Sikve the following by using substitution method
x=3y -5
6x-18y = -30
I got this far and I'm stuck
6(3y-5) - 18y = -30
18y - 30 - 18y = -30
-30 = -30
So this doesn't make sense anymore
you did nothing wrong.
Notice that if you divide your second equation by 6 , you get
x - 3y = -5, which is really the same as your first equation.
So you were actually only given one equation twice.

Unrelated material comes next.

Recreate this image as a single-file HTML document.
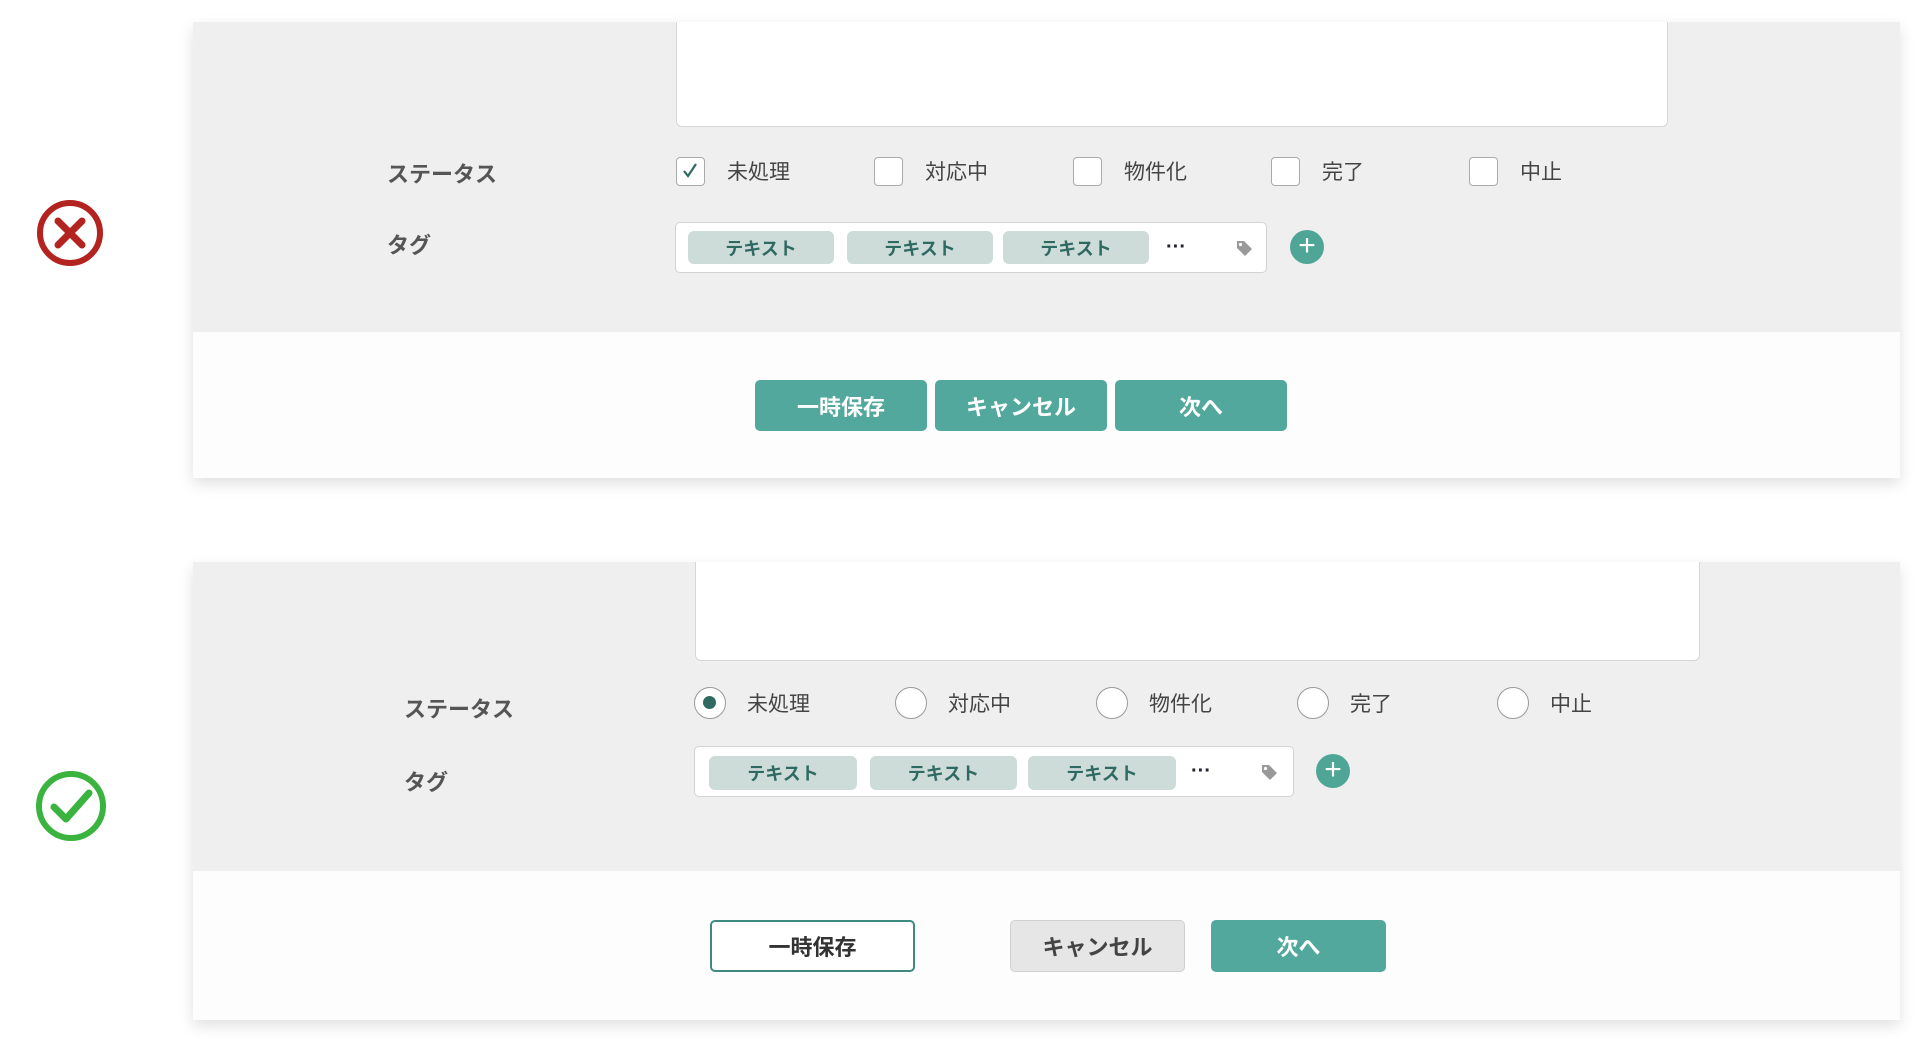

In general, if you solve using proper algebra and your variables disappear, one of two things can happen
1. the resulting statement is TRUE.
in that case, there will be an infinite number of correct solutions. This is your case
2. the resulting statement in FALSE.
in that case there is no solution.
So your pair of equations have an infinite number of solutions, just form a table of values for
x = 3y - 5 to get a few of them if you have to
So some possible answers would be:
(13,6)
(22,9)
etc:
is that correct then?
To solve the given system of equations using the substitution method, follow these steps:
1. Start with equation 1: x = 3y - 5.
2. Substitute equation 1 into equation 2, replacing x with (3y - 5):
6(3y - 5) - 18y = -30.
3. Simplify the equation by distributing and combining like terms:
18y - 30 - 18y = -30.
This equation simplifies to -30 = -30.
4. Notice that we obtained a true statement (-30 = -30) rather than a false statement.
This means that the equations in the system are dependent, and all values of x and y will satisfy both equations.
In this case, the given system represents a dependent system, meaning there are infinitely many solutions. The equations represent the same line on a graph, and every point on that line constitutes a solution to the system.